Online shopping scams
Scammers may pretend to sell a product just to get your credit card or bank account details. Often the products are well known, but sold at a very attractive price – this can be a sign that it is a scam (ie if the price seems unrealistically good). One scam gave people a second chance to buy an item because the winner had pulled out but asked them to pay outside the auction site’s secure payment facility, and outside the site’s ability to help.
These often spring up after a big natural disaster. Scammers impersonate genuine charities, siphoning public donations into their own accounts. The answer here is to donate independently, using a verified website or calling a number you’ve found yourself.
These offer a ‘guaranteed’ way to make big money fast and with little effort. This may involve paying for a starter kit, a business plan or materials like training and software. The only people who benefit from these schemes are the scammers themselves.
Scammers take advantage of people looking for friendship or romance, then play on people’s emotions to obtain money, gifts, or personal details they can use for financial scams.
If the offer sounds too good to be true, it probably is. Scammers will offer all sorts of fake opportunities, often targeting current trends such as cryptocurrency. Do your due diligence. Run it past a professional. I’ll talk more about these sorts of scams in a separate column.

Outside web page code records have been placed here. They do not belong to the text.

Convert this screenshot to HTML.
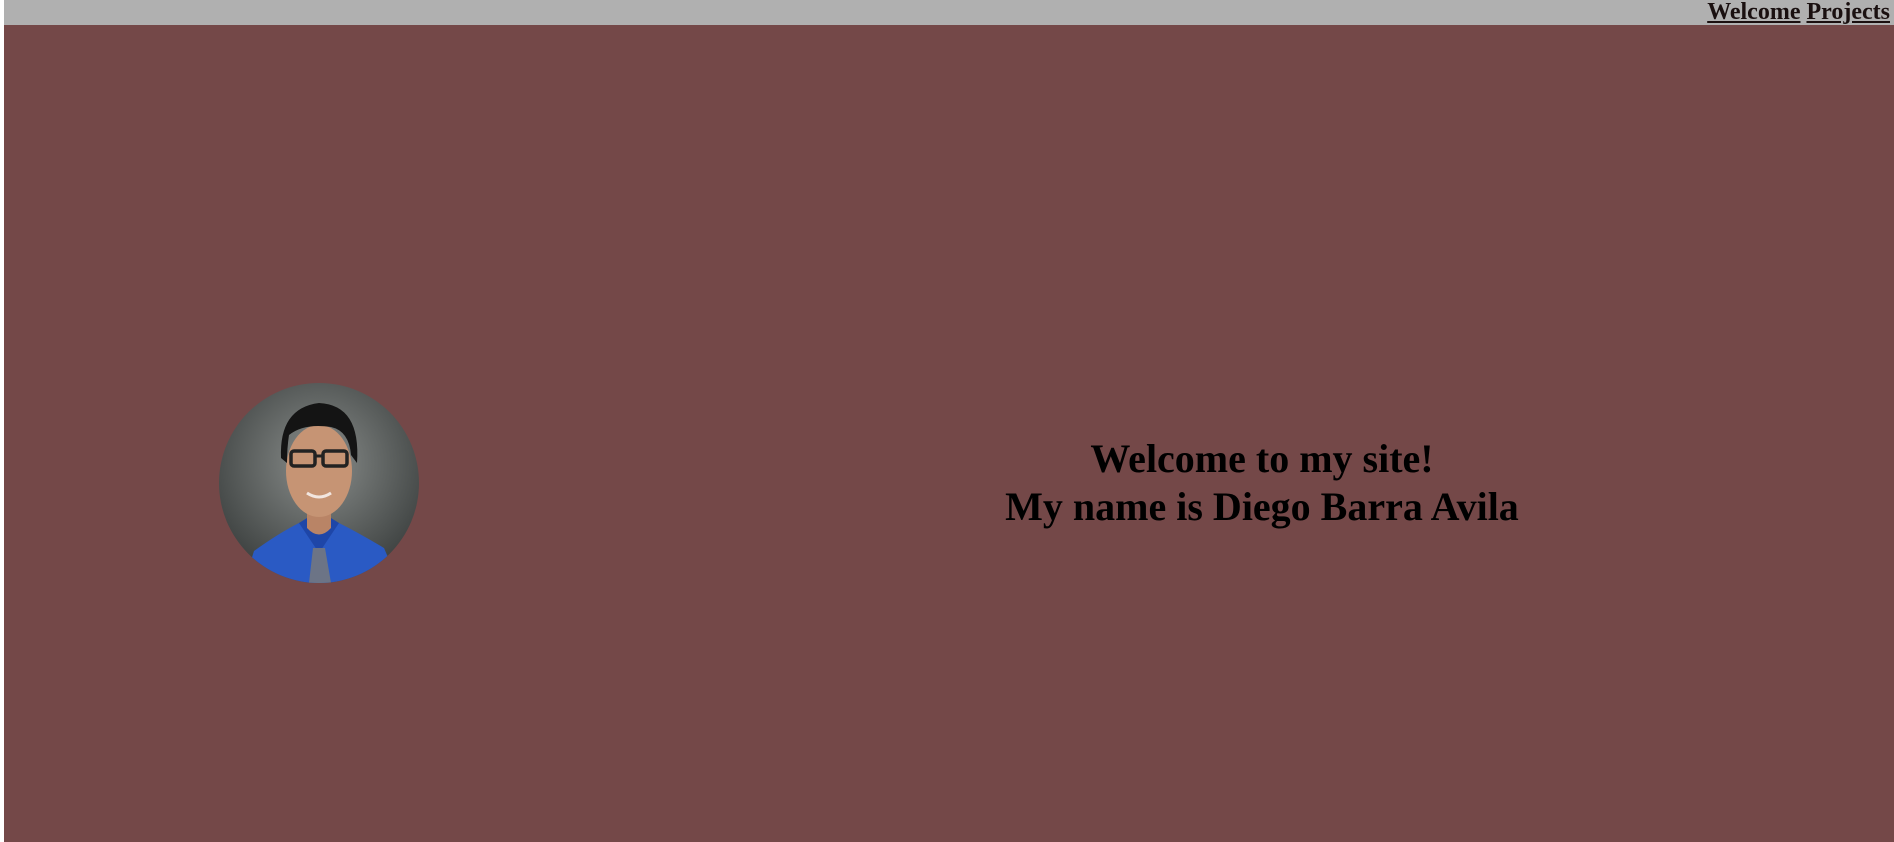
<!DOCTYPE html>
<html><head><style>
html,body{margin:0;padding:0;width:1894px;height:842px;overflow:hidden;background:#fff;font-family:"Liberation Serif",serif}
#bar{position:absolute;left:4px;top:0;width:1890px;height:25px;background:#b0b0b0}
#nav{position:absolute;right:4px;top:0;font-weight:bold;font-size:24px;line-height:25px;white-space:nowrap}
#nav a{text-decoration:underline;color:#1a1010}
#main{position:absolute;left:4px;top:25px;width:1890px;height:817px;background:#744848}
#t{position:absolute;left:900px;width:724px;top:435px;text-align:center;font-weight:bold;font-size:40px;line-height:48px;color:#000}
#p{position:absolute;left:219px;top:383px}
</style></head><body>
<div id="bar"><div id="nav"><a>Welcome</a> <a>Projects</a></div></div>
<div id="main"></div>
<div id="t">Welcome to my site!<br>My name is Diego Barra Avila</div>
<svg id="p" width="200" height="200" viewBox="0 0 200 200">
<defs><radialGradient id="g" cx="0.5" cy="0.4" r="0.6"><stop offset="0" stop-color="#8a8e8c"/><stop offset="1" stop-color="#3e4241"/></radialGradient>
<clipPath id="c"><circle cx="100" cy="100" r="100"/></clipPath></defs>
<g clip-path="url(#c)">
<rect width="200" height="200" fill="url(#g)"/>
<path d="M25 200 L35 168 Q60 150 80 140 L120 140 Q140 150 165 165 L180 200Z" fill="#2a5ac4"/>
<path d="M80 140 L100 170 L120 140 L112 135 L100 150 L88 135Z" fill="#1e46a8"/>
<path d="M94 165 L106 165 L112 200 L90 200Z" fill="#6c7486"/>
<path d="M88 130 L88 145 Q100 158 112 145 L112 130Z" fill="#b98466"/>
<ellipse cx="100" cy="88" rx="33" ry="46" fill="#c69474"/>
<path d="M62 75 Q60 25 100 20 Q142 22 138 80 L132 72 Q130 48 112 44 Q85 40 70 52 Q68 65 68 80Z" fill="#141414"/>
<rect x="72" y="68" width="24" height="15" rx="3" fill="none" stroke="#222" stroke-width="3.5"/>
<rect x="104" y="68" width="24" height="15" rx="3" fill="none" stroke="#222" stroke-width="3.5"/>
<path d="M96 73 L104 73" stroke="#222" stroke-width="3"/>
<path d="M88 110 Q100 118 112 110" stroke="#f2e6e0" stroke-width="3" fill="none"/>
</g></svg>
</body></html>
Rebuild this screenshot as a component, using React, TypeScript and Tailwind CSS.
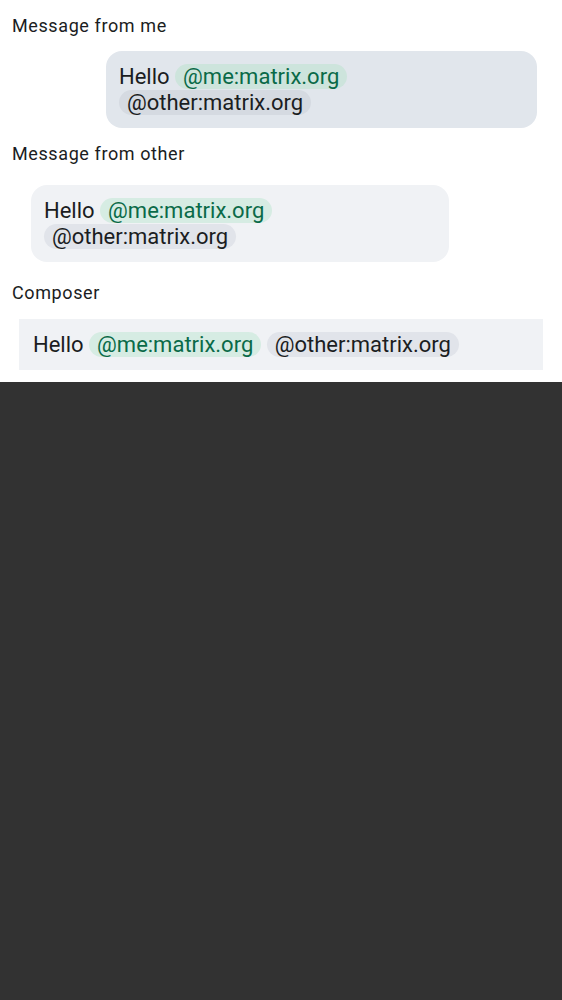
const FONT = "font-['Roboto','Liberation_Sans',sans-serif]";

function Pill({ me, onMe, children }: { me?: boolean; onMe?: boolean; children: string }) {
  const cls = me
    ? onMe
      ? "bg-[#cde4dc] text-[#0a6a48]"
      : "bg-[#d6ece3] text-[#0a6a48]"
    : onMe
      ? "bg-[#d5dae1] text-[#1b1d22]"
      : "bg-[#e1e4ea] text-[#1b1d22]";
  return <span className={`rounded-full px-2 ${cls}`}>{children}</span>;
}

function Label({ children, className = "" }: { children: string; className?: string }) {
  return (
    <div className={`text-[18px] leading-5 tracking-[0.6px] text-[#1b1d22] ${className}`}>
      {children}
    </div>
  );
}

export default function App() {
  return (
    <div className={`min-h-screen bg-[#323232] ${FONT}`}>
      <div className="flex flex-col bg-white px-3 pb-3 pt-4">
        <Label>Message from me</Label>
        <div className="mt-[15px] flex justify-end pr-[13px]">
          <div className="w-[431px] rounded-2xl bg-[#e1e6ec] px-[13px] pb-3 pt-[13px] text-[22px] leading-[26px] text-[#1b1d22]">
            Hello <Pill me onMe>@me:matrix.org</Pill> <Pill onMe>@other:matrix.org</Pill>
          </div>
        </div>
        <Label className="mt-4">Message from other</Label>
        <div className="mt-[21px] pl-[19px]">
          <div className="w-[418px] rounded-2xl bg-[#f0f2f5] px-[13px] pb-3 pt-[13px] text-[22px] leading-[26px] text-[#1b1d22]">
            Hello <Pill me>@me:matrix.org</Pill> <Pill>@other:matrix.org</Pill>
          </div>
        </div>
        <Label className="mt-[21px]">Composer</Label>
        <div className="mt-4 px-[7px]">
          <div className="flex h-[51px] items-center bg-[#f0f2f5] px-[14px] text-[22px] leading-[26px] text-[#1b1d22]">
            <span className="whitespace-pre">
              Hello <Pill me>@me:matrix.org</Pill> <Pill>@other:matrix.org</Pill>
            </span>
          </div>
        </div>
      </div>
    </div>
  );
}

You’ll find plenty of advice on how to protect yourself from scams on the Scamwatch website. The most important advice, says Scamwatch, is not to give money or personal information to anyone you’re unsure about.
You should avoid clicking on links in suspicious-looking messages, and if you receive a phone call, out of the blue, that doesn’t sound right, hang up.
Also, contact your bank straight away if you notice unusual activity on your account or if you suspect a scammer has got your money or personal details.
Remember, we’re all vulnerable scams, and that includes you.